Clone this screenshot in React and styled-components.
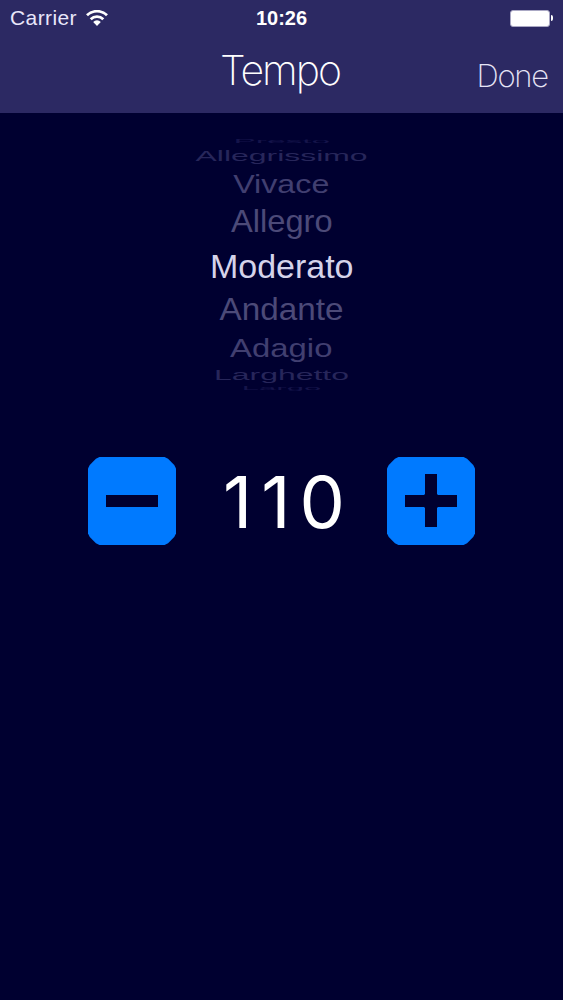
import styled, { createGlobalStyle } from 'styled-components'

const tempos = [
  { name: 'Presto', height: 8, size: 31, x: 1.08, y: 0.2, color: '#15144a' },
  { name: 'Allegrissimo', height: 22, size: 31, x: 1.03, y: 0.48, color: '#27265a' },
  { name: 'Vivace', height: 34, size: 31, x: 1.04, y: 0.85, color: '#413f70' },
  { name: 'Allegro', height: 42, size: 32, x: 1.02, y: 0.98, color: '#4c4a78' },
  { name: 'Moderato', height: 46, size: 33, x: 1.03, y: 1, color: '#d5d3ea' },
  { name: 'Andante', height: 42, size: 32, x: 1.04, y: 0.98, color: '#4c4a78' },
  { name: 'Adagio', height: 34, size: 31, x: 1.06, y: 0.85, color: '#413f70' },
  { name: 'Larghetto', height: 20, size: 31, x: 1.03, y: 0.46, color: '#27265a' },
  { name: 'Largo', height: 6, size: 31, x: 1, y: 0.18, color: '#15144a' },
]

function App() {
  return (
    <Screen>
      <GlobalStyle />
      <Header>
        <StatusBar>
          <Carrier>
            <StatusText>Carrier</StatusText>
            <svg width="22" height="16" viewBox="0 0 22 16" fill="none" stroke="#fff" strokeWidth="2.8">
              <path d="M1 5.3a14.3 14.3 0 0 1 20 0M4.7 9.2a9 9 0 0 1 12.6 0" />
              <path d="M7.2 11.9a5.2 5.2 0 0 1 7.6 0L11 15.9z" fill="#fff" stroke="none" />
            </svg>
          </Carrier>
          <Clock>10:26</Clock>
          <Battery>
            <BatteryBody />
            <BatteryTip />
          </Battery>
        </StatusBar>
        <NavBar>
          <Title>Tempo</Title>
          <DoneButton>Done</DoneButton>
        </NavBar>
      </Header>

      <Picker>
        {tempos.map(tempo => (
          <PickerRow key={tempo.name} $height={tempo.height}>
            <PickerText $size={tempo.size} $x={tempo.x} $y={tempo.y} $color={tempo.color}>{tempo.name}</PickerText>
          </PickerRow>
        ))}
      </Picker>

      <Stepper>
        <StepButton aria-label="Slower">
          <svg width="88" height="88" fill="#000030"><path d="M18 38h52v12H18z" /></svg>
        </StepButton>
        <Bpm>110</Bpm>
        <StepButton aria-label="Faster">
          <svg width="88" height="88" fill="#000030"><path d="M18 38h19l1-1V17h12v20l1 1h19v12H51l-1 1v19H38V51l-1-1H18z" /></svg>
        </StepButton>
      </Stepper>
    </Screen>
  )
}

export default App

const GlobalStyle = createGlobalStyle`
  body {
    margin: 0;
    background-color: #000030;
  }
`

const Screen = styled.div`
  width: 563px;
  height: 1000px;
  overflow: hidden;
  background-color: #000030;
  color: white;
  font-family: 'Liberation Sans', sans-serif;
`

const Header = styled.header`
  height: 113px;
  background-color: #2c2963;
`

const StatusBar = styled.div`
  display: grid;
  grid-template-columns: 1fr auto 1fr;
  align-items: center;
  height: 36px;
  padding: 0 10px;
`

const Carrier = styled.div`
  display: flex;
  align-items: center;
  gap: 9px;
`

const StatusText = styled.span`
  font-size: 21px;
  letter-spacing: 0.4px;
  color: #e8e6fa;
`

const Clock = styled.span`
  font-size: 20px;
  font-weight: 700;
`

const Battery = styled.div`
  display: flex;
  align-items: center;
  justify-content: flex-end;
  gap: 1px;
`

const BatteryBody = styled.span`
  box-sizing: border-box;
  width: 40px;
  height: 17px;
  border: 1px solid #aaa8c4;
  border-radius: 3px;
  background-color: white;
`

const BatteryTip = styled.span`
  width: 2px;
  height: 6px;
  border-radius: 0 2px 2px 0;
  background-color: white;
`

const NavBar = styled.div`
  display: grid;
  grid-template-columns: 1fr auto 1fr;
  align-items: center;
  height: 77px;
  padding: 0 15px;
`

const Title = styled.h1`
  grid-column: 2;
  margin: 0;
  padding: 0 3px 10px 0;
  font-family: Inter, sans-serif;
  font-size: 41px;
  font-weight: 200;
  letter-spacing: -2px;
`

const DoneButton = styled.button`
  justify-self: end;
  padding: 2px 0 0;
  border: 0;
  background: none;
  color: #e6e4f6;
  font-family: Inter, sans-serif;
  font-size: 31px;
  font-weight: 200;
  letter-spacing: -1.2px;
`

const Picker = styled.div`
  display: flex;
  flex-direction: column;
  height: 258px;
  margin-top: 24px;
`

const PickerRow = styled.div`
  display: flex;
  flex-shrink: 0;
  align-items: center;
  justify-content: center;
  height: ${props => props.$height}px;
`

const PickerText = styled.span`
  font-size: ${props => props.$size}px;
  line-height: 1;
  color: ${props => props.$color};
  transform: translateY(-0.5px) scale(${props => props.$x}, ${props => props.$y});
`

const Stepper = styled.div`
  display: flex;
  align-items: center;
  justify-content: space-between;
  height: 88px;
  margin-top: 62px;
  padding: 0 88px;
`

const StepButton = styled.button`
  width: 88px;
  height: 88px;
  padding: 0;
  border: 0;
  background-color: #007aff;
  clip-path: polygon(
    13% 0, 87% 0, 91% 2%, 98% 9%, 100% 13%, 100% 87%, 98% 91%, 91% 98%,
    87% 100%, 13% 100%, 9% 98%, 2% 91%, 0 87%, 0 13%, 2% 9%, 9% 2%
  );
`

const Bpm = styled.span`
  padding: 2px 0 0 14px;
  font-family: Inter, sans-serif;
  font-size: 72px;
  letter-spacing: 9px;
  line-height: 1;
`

§ §

WHAT THE TASK ASKS |
Only lines with "components" are wanted here; list each of them.

WRITTEN ANSWER |
Clone this screenshot in React and styled-components.
import styled, { createGlobalStyle } from 'styled-components'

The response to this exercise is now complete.